There are actually two ways in which backwards causation might seem to occur. One is through “classical” time travel, where an effect propagates backwards in time, and the other is via general relativity, where the time traveler never moves backwards in time locally, but overall follows a path that gets them back to where they started before they left. The relativity case is actually easier to deal with, so I will address it first. The relativity case is easier to deal with because relativity in general makes a mess out of causation. Observers in different frames of reference will disagree about the order of events and thus about causation. So already we must restrict ourselves, and realize that we can only sensibly talk about causation with respect to some frame of reference. In the case of a time-like loop (where someone follows a path that brings them to a time before they started) we want to know what causation looks like to an outside observer (since from the point of view of the observer following the time-like loop it doesn’t seem to them that they have gone back in time, but rather that time in the rest of the universe reversed direction). Let us suppose that they witness a billiard ball arrive at t1, and meet up with an earlier version of itself, which then proceeds to leave on the path that will bring it back to t1 at t2. Here we might actually legitimately say that the billiard ball leaving at t2 was the cause of it arriving at t1. However this is not backwards causation. It is not backwards causation due to how past, future, and simultaneous, are defined in special relativity (in terms of the paths light can take). If such a time-like loop exists then to some observer between t1 and t2 time t1 will simultaneously be in the past and in the future. And thus if the billiard ball leaving at t2 happens to have a causal influence at t1 that is not backwards causation, but rather forwards causation in a very strange space-time geometry. Of course that is very unintuitive, but we have to accept it, since while relativity is an unintuitive theory it is well confirmed by experiment. And besides there are serious doubts as to whether such time-like loops can actually occur.
This brings us to classical time travel. In a classical time travel scenario we don’t have to worry about our intuitions about time failing us (at least not so radically), and so we are better able to say exactly what is wrong with backwards causation, instead of just pointing to a general breakdown in our way of approaching the problem.
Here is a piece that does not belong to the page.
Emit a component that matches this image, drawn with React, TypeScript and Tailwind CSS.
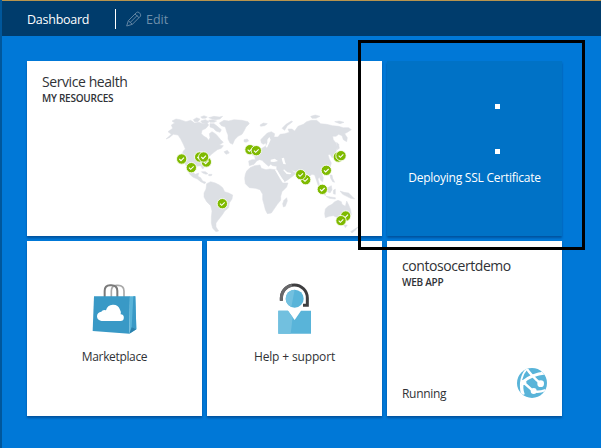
import type { ReactNode } from 'react';

const LAND = [
  // North America
  '24,80 38,70 34,60 44,54 36,48 48,42 60,44 78,50 92,46 104,54 118,52 130,58 140,52 146,60 138,70 126,76 124,86 132,94 140,98 146,106 150,98 148,86 156,80 166,86 172,92 182,104 190,112 178,120 190,122 184,130 172,134 162,142 152,150 142,160 134,168 130,178 132,188 128,192 122,182 110,184 100,190 98,202 106,208 116,204 114,214 122,218 128,228 138,232 134,236 122,230 112,222 98,216 88,206 84,192 76,178 68,166 66,150 70,138 76,132 70,118 62,102 54,90 40,88 28,98 18,102 34,88',
  // Arctic archipelago
  '100,44 110,38 120,42 114,50 104,50',
  '122,48 136,44 148,50 142,54 128,56',
  '122,36 132,32 142,36 136,40 126,40',
  '150,56 162,56 172,64 184,74 180,82 168,78 160,70 150,66',
  '146,46 158,44 170,48 162,52 150,52',
  '146,38 162,34 178,36 188,34 180,42 166,44 156,42',
  // Greenland
  '178,54 192,46 206,48 222,44 246,46 264,50 268,56 258,66 252,78 246,88 234,94 224,104 218,118 210,114 204,102 204,90 200,80 196,66 184,62',
  '192,140 202,136 208,144 198,148',
  '252,104 262,102 266,108 258,112 252,110',
  // Caribbean
  '124,200 136,200 144,206 138,208 128,204',
  '146,208 156,208 154,212 146,212',
  // South America
  '140,236 152,230 166,234 178,240 188,248 194,260 206,264 218,270 216,282 208,294 206,308 194,318 188,328 180,338 174,346 168,354 168,366 176,378 168,380 158,370 154,354 154,336 156,318 152,302 140,290 132,276 132,264 138,252',
  // Eurasia
  '268,182 266,168 276,164 286,164 284,154 276,150 286,142 294,138 302,132 312,126 318,122 318,114 310,118 304,114 302,104 312,94 322,84 334,80 344,86 342,96 354,96 360,88 374,86 388,82 384,72 396,72 404,78 414,64 430,58 440,50 454,46 470,46 482,56 500,58 518,62 536,64 550,68 566,68 574,74 562,82 554,86 562,98 560,110 550,104 546,92 536,88 528,94 518,94 520,104 528,114 532,126 528,142 520,148 522,158 516,158 510,148 504,150 508,162 514,174 510,188 502,198 492,206 486,208 490,218 488,230 482,226 478,216 474,222 478,236 482,246 474,240 468,222 464,210 456,208 448,214 440,224 438,238 430,226 424,208 414,202 402,198 394,194 402,202 408,204 400,212 384,224 374,230 364,216 354,202 350,194 350,184 338,182 332,178 326,184 314,174 306,166 298,164 290,168 282,178',
  '268,134 274,122 282,122 288,134 282,142 270,144',
  '258,132 264,128 266,138 260,140',
  // Arctic islands
  '300,60 310,54 322,56 314,62 302,64',
  '366,70 378,58 394,48 398,50 382,62 374,76',
  '452,34 466,30 480,34 468,40 456,40',
  '524,50 538,48 552,52 540,56',
  // Africa
  '260,198 270,188 284,182 300,180 304,190 318,194 330,192 346,194 352,206 360,222 368,234 384,234 380,246 366,260 362,274 362,286 352,298 344,310 334,324 322,326 316,314 312,298 308,284 308,268 300,254 286,250 268,248 256,236 254,220 256,208',
  '372,286 380,278 382,288 376,304 370,306 368,296',
  // Japan and Sakhalin
  '530,112 536,118 538,130 532,134',
  '530,166 536,152 546,146 544,156 538,166',
  // South-east Asia and Oceania
  '474,242 488,252 498,264 496,272 484,260',
  '500,250 514,242 516,254 510,264 502,260',
  '498,274 512,276 526,278 526,282 508,280',
  '520,256 526,252 526,268 520,266',
  '510,210 516,210 518,220 524,232 518,230 512,220',
  '540,258 552,262 566,264 576,274 584,282 572,280 560,274 548,268',
  // Australia and New Zealand
  '496,312 504,304 516,298 524,290 534,286 544,290 546,298 556,304 560,288 566,300 572,314 574,328 566,342 556,350 544,350 536,340 520,332 508,334 496,338 494,326',
  '552,360 562,360 556,368',
  '572,380 584,372 594,366 588,374 576,384',
];

const MARKERS: [number, number][] = [
  [65, 162], [94, 188], [119, 156], [139, 171], [131, 156], [187, 296],
  [270, 134], [289, 137], [437, 224], [422, 209], [499, 196], [535, 156],
  [543, 152], [487, 253], [557, 333], [543, 347],
];

function WorldMap() {
  return (
    <svg className="ml-[133px] block h-[131px] w-[210px] shrink-0" viewBox="0 0 630 393">
      <g fill="#dcdfe4" stroke="#dcdfe4" strokeWidth="1.5" strokeLinejoin="round">
        {LAND.map((points) => (
          <polygon key={points} points={points} />
        ))}
      </g>
      <g fill="#fff">
        <path d="M322 104l6-8 4 8-6 14-5 10-4-3 5-12z" />
        <path d="M332 164l12-3 10 7-12 3-10-1z" />
        <path d="M365 160l7-2 3 13 3 7-8-1-3-9z" />
        <path d="M345 195l6-1 14 25 7 9-4 2-12-17z" />
        <path d="M372 193l10 9 12 2-3 4-11-1-10-11z" />
      </g>
      {MARKERS.map(([x, y]) => (
        <g key={`${x}-${y}`} transform={`translate(${x} ${y})`}>
          <circle r="15.5" fill="#7fba00" stroke="#fff" strokeWidth="2.5" />
          <path d="M-7 0l5 5 9-9" fill="none" stroke="#fff" strokeWidth="3.2" />
        </g>
      ))}
    </svg>
  );
}

function MarketplaceIcon() {
  return (
    <svg className="block h-[52px] w-[46px]" viewBox="0 0 138 156">
      <path d="M58 42V24Q58 7 74 7h4q18 0 18 17v18" fill="none" stroke="#a9a9a9" strokeWidth="5" />
      <path d="M38 42V24Q38 7 54 7h4q18 0 18 17v18" fill="none" stroke="#7a7a7a" strokeWidth="6" />
      <path d="M6 40h108l-2 112L2 144z" fill="#3999c6" />
      <path d="M113 40h17l3 99-21 13z" fill="#59b4d9" />
      <path d="M124 40h6l3 99-14-7z" fill="#3999c6" />
      <path d="M119 132l14 7-21 13z" fill="#2a80ac" />
      <path d="M30 114a14 14 0 0 1-2-28q4-7 14-4a22 22 0 0 1 42-2q5 8 2 14a10 10 0 0 1-1 20z" fill="#fff" />
    </svg>
  );
}

function SupportIcon() {
  return (
    <svg className="block h-[52px] w-[34px]" viewBox="0 0 102 156">
      <path d="M10 53V45A39 39 0 0 1 88 45V67H75" fill="none" stroke="#3e3e40" strokeWidth="9" />
      <path d="M10 53V45A39 39 0 0 1 42 7" fill="none" stroke="#68686a" strokeWidth="9" />
      <circle cx="50" cy="47" r="27" fill="#59b4d9" />
      <path d="M50 20a27 27 0 0 0-10 52z" fill="#72c0df" />
      <path d="M1 83h29l20 28 19-28h30v69H1z" fill="#59b4d9" />
      <path d="M1 83h29l14 20-6 49H1z" fill="#72c0df" />
    </svg>
  );
}

function WebAppIcon() {
  return (
    <svg className="block size-[30px]" viewBox="0 0 90 90">
      <defs>
        <clipPath id="globe">
          <circle cx="45" cy="45" r="45" />
        </clipPath>
      </defs>
      <circle cx="45" cy="45" r="45" fill="#59b4d9" />
      <g clipPath="url(#globe)" fill="none" stroke="#fff">
        <path d="M28 0Q42 22 70 46" strokeWidth="7" />
        <path d="M84 15Q45 18 16 43" strokeWidth="9" />
        <path d="M30 2Q4 30 14 78" strokeWidth="5" />
        <path d="M18 42L50 70Q65 74 86 66" strokeWidth="7" />
        <path d="M18 42Q12 60 20 80" strokeWidth="7" />
        <circle cx="20" cy="43" r="8" fill="#fff" stroke="none" />
        <circle cx="71" cy="47" r="10" fill="#fff" stroke="none" />
        <circle cx="50" cy="69" r="9" fill="#fff" stroke="none" />
      </g>
    </svg>
  );
}

function Tile({ className, children }: { className: string; children: ReactNode }) {
  return (
    <div className={`flex h-[175px] flex-col shadow-[0_2px_2px_rgba(0,40,90,0.45)] ${className}`}>
      {children}
    </div>
  );
}

export default function App() {
  return (
    <div className="relative flex h-[448px] w-[601px] flex-col overflow-hidden whitespace-nowrap border-l-2 border-[#00579c] bg-[#0078d7] font-['Open_Sans','Noto_Sans',sans-serif] text-[12px] text-[#303236]">
      <header className="-ml-0.5 flex h-9 shrink-0 items-center border-t border-[#b8944e] bg-[#003c6c] pl-[27px] pt-[3px]">
        <span className="w-[88px] text-[12.5px] leading-5 tracking-[-0.25px] text-white">Dashboard</span>
        <span className="-mt-[2px] h-5 w-px bg-white" />
        <svg className="-mt-[2px] ml-[10px] block size-4" viewBox="0 0 48 48" fill="none" stroke="#6285a3" strokeWidth="3">
          <path d="M2 45l5-16L31 5q4-4 9 0t4 10L19 40zM7 29l12 11M27 9l12 11M12 35L34 13" />
        </svg>
        <span className="ml-[4px] text-[12.5px] leading-5 text-[#6f90ab]">Edit</span>
      </header>

      <main className="ml-[25px] mt-[25px] grid w-[535px] grid-cols-3 gap-[5px]">
        <Tile className="col-span-2 bg-white">
          <div className="h-11 shrink-0 pl-[15px] pt-[11px]">
            <h2 className="text-[14px] leading-5 tracking-[-0.42px]">Service health</h2>
            <p className="text-[10px] font-semibold leading-[13px] tracking-[-0.25px]">MY RESOURCES</p>
          </div>
          <WorldMap />
        </Tile>

        <Tile className="items-center bg-[#0072c6] text-white">
          <div className="ml-[46px] mt-[43px] flex h-[50px] flex-col justify-between">
            <span className="size-[5px] bg-white" />
            <span className="size-[5px] bg-white" />
          </div>
          <p className="mt-[14px] leading-5 tracking-[-0.24px]">Deploying SSL Certificate</p>
        </Tile>

        <Tile className="items-center bg-white pt-[42px]">
          <MarketplaceIcon />
          <p className="mt-[12px] leading-5 tracking-[-0.35px]">Marketplace</p>
        </Tile>

        <Tile className="items-center bg-white pt-[42px]">
          <SupportIcon />
          <p className="mt-[12px] leading-5 tracking-[-0.15px]">Help + support</p>
        </Tile>

        <Tile className="bg-white px-[15px] pb-[18px] pt-[15px]">
          <h2 className="text-[14px] leading-5 tracking-[-0.43px]">contosocertdemo</h2>
          <p className="text-[10px] font-semibold leading-[13px] tracking-[-0.25px]">WEB APP</p>
          <div className="mt-auto flex items-end justify-between">
            <span className="-mb-[6px] leading-5 tracking-[-0.3px]">Running</span>
            <WebAppIcon />
          </div>
        </Tile>
      </main>

      <div className="absolute left-[356px] top-[40px] h-[210px] w-[227px] border-[3px] border-black" />
    </div>
  );
}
Here is a diagram of the simplest kind of classical time travel scenario, as seen by an outside observer:
Here particle A is hit by a time travel force at t2, which sends it backwards in time until it stops at t1 and moves forwards in time as the particle labeled B. Initially backwards causation might seem to be a good explanation for what is going on here, but if backwards causation is what is really happening then a change in A, such as not being hit by the time travel force, should result in a change in B. But, as mentioned previously, that can’t happen. If we have two worlds which agree until t2, at which point in one A is hit by the time travel force and in the other it is not, it can’t be the case that the state of B before t2 is different in these two worlds. By stipulation we have said that they were the same up until this point, and since we are examining them from a viewpoint outside of them it can’t be that the past of one universe changes at t2; change is something that happens over time, it doesn’t make sense to talk about particular time-slices of the universe changing unless we introduce a second dimension of time. And there is a way of making perfect sense of this situation without invoking any kind of backwards causation, as illustrated below:
Now we think of B as a particle that appears spontaneously, and along with it appears what we can call its T-anti-particle (which has negative mass and energy if the conservation rules are obeyed). The T-anti-particle follows some trajectory until it encounters a particles of the same type as B, A, and at the same time it collides with A it is also struck by a T-force. As a result of this interaction A and the T-anti-particle disappear. What happens in this scenario if something changes at t2 (for example if the T-force isn’t present)? Well then the T-anti-particle would continue on its trajectory until it hit some other particle, A* at the same time as that particle is subjected to a T-force (illustrated in red). Thus changes in A do not affect event in the past, but rather effect events in the future, and so there is no backwards causation, only the standard forwards causation. Of course this means that the initial appearance of B is uncaused, although such appearances may be statistically predicted. Events without causes may seem unusual to some, but it seems the right thing to say in this case, since the appearance of B cannot be predicted based on local regularities. Of course no such T-forces and T-anti-particles exist in our universe, to the best of my knowledge; my point here is to show that backwards causation is unnecessary, and problematic, even in principle.
Final Note: I have had to qualify some of what I have had to say here by restricting it to universes with one time dimension. In universes with two or more time dimensions we still don’t need backwards causation, but causation is a much more complicated affair. In brief you can always pick some time dimension as the causal one, and give causal explanations in terms of how events develop along that time dimension without invoking backwards causation, assuming causal effects are local and don’t propagate instantaneously.